Hollande macht es niemandem recht

Kritik an Frankreichs Linksregierung kommt selbst aus der PS

  • Ralf Klingsieck, Paris
  • Lesedauer: 3 Min.
Bei einem zweitägigen Besuch Anfang der Woche in Dijon, wie es ihn künftig jeden Monat in einer anderen Provinzstadt geben soll, hat jetzt Frankreichs Präsident François Hollande Bürgernähe gesucht.

Jetzt der Dijon-Besuch, in der nächsten Woche voraussichtlich eine Fernsehansprache an alle Franzosen - diese Bemühungen, die anstehenden Probleme Frankreichs und die Politik zu ihrer Überwindung zu erläutern, sind dringend nötig. Hollande, der nach der deutlichen Abwahl Nicolas Sarkozys im Frühjahr 2012 mit Popularitätswerten von fast 60 Prozent antrat, ist inzwischen auf 37 Prozent abgestürzt. Die mehrheitliche Zustimmung für sein entschlossenes Eingreifen Anfang Januar in Mali hielt diesen Abstieg nur für kurze Zeit auf. Kritik am Präsidenten, seiner Regierung und der gegenwärtigen Politik kommt nicht nur von der rechten Opposition, sondern auch von den Parteien und Organisationen links von der PS, ja selbst aus der Sozialistischen Partei. Angesichts der schwersten Wirtschaftskrise seit Jahrzehnten wachsen die Zweifel, ob Hollande imstande sein wird, das Land wieder zu wirtschaftlichem Aufschwung zu führen.

Zu einem seiner Hauptanliegen hatte der Präsident die Bekämpfung der Arbeitslosigkeit erklärt, doch die steigt seit nunmehr 21 Monaten stetig weiter und trifft inzwischen 5,3 Millionen Franzosen. Schuld ist die anhaltende Krise. Statt des von der Linksregierung zunächst für 2013 angekündigten Wirtschaftswachstums von 0,8 Prozent und der 0,3 Prozent, auf denen später der Haushalt aufbaute, werden es nun bestenfalls 0,1 Prozent. Wegen der entsprechend geringeren Staatseinnahmen kommen auf die Franzosen weitere Kürzungen der Ausgaben in allen Bereichen zu. Trotzdem dürfte Paris das Ziel von nur drei Prozent Neuverschuldung im laufenden Jahr nicht erreichen.

Die strikte Restriktionspolitik verschlechtert nicht nur die Lebenslage der ärmsten Franzosen, sie bremst auch den Konsum der Mittelschicht. Durch die fehlende Nachfrage lässt der wirtschaftliche Aufschwung noch länger auf sich warten.
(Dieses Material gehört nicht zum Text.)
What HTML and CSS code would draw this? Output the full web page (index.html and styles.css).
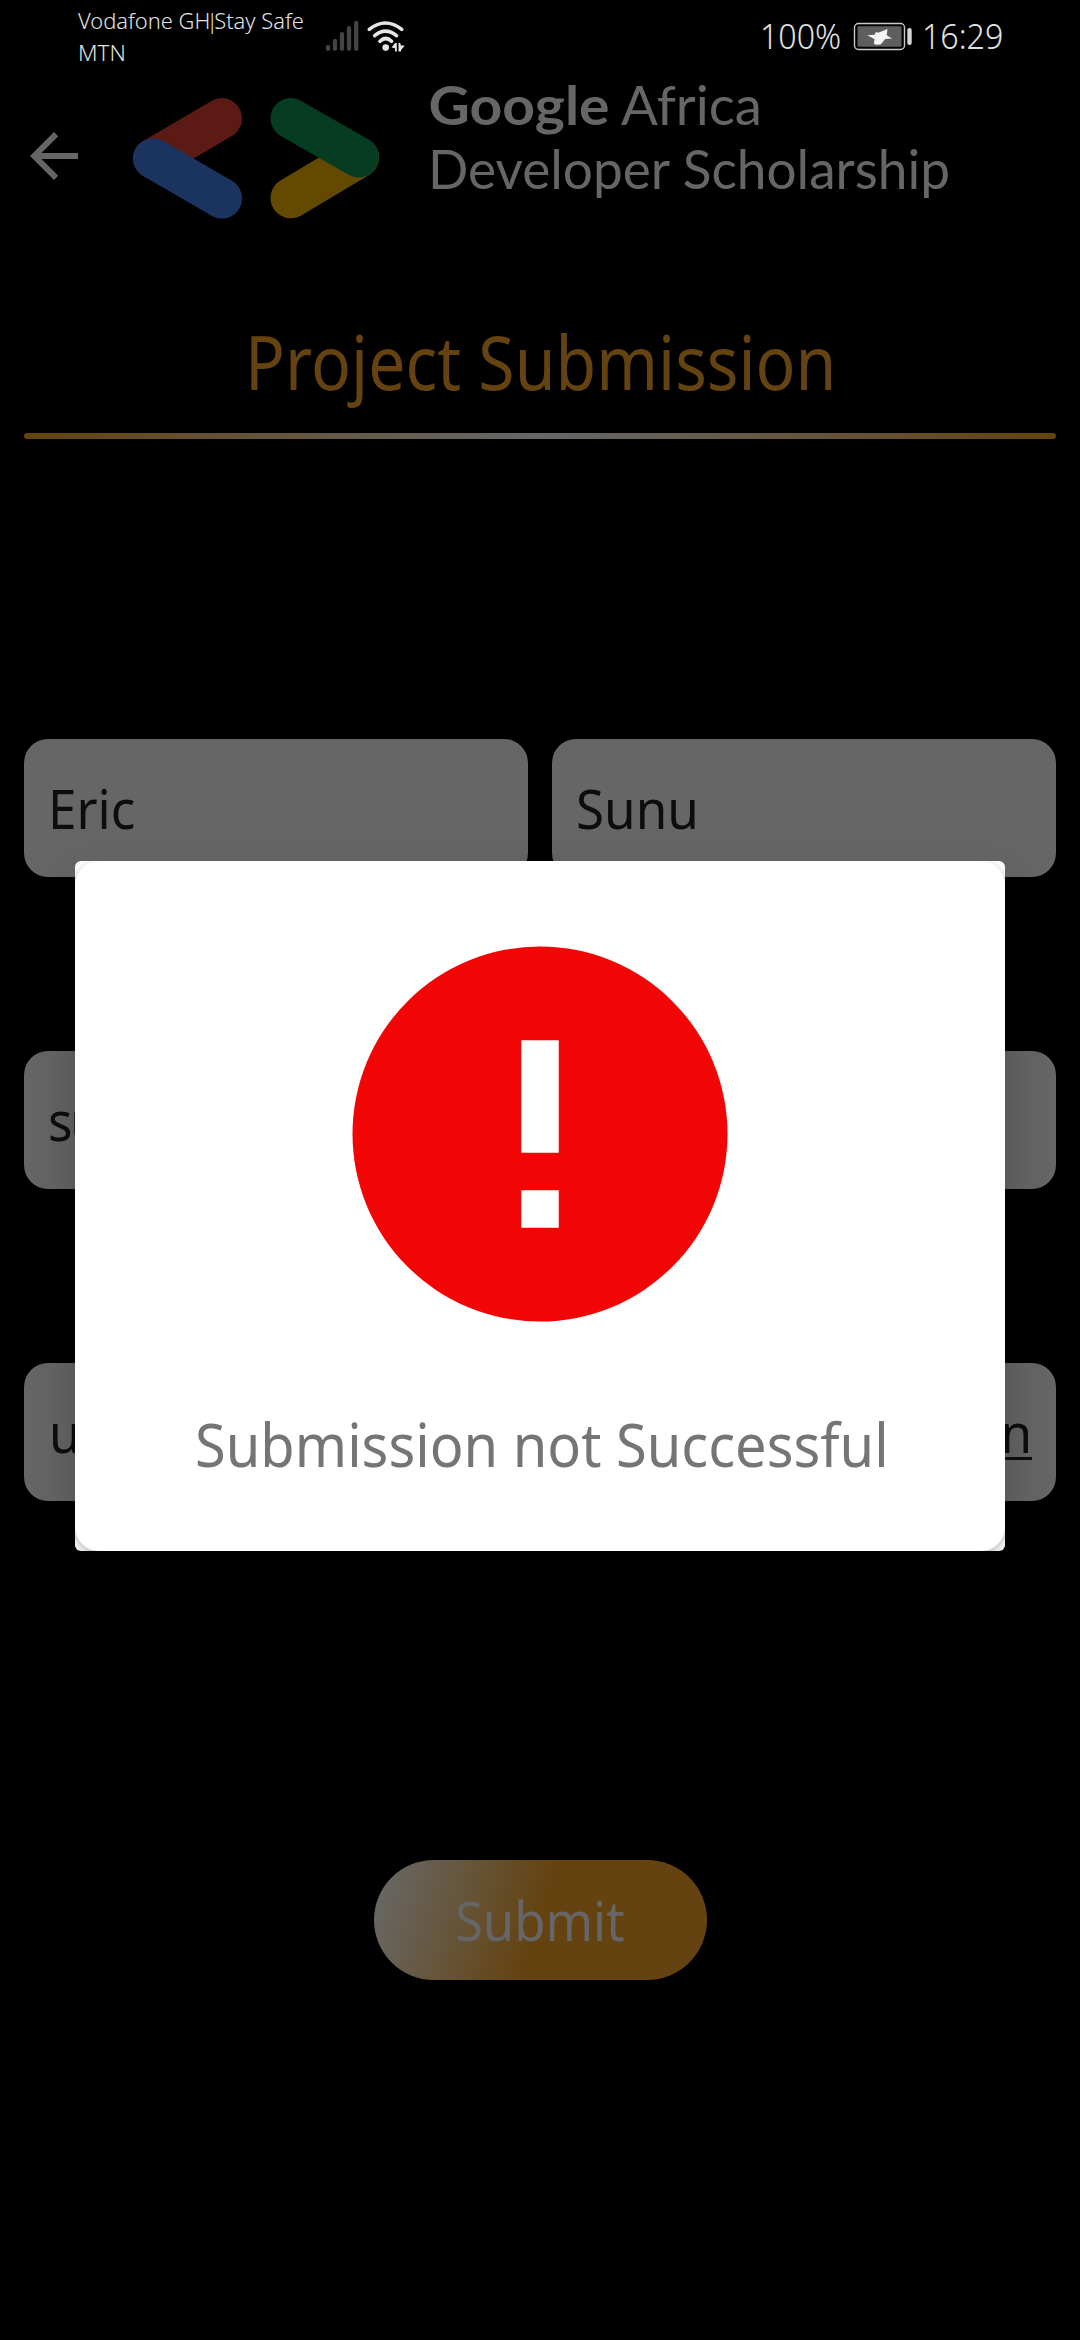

In diesem Zusammenhang sind viele Franzosen besonders enttäuscht, dass Hollande sein Versprechen, den Fiskalpakt nicht ohne EU-Maßnahmen zur Ankurbelung des Wirtschaftsaufschwungs zu unterschreiben, nicht gehalten hat. Andererseits wurden in den vergangenen Monaten reihenweise neue Steuern eingeführt oder bestehende erhöht. Den Massenentlassungen, der Schließung von Unternehmen oder ihrer Verlegung ins Billiglohnausland hat die Linksregierung nichts entgegenzusetzen; doch wenn die betroffenen Arbeiter ihrer Empörung Luft machen, lässt der sozialistische Innenminister Manuel Valls die Polizei aufmarschieren und prügeln. »Ich bereue fast schon, dass ich im vergangenen Jahr Hollande gewählt habe«, erklärte dieser Tage der Vorsitzende der CGT-Gewerkschaft, Bernard Thibault.

Die Kommunisten sind nur froh, dass sie sich gegen eine Regierungsbeteiligung entschieden haben, denn sonst müssten sie jetzt als fast einflussloser Juniorpartner diese Politik mittragen. Innerhalb der SP begehrt vor allem der linke Flügel auf und prangert die »fortschreitende Sozialdemokratisierung« an der Spitze von Staat und Regierung an. Bei Versammlungen an der Basis schallt den Abgeordneten und Funktionären immer öfter die Forderung entgegen, sie sollten endlich »nach links zurückkehren«.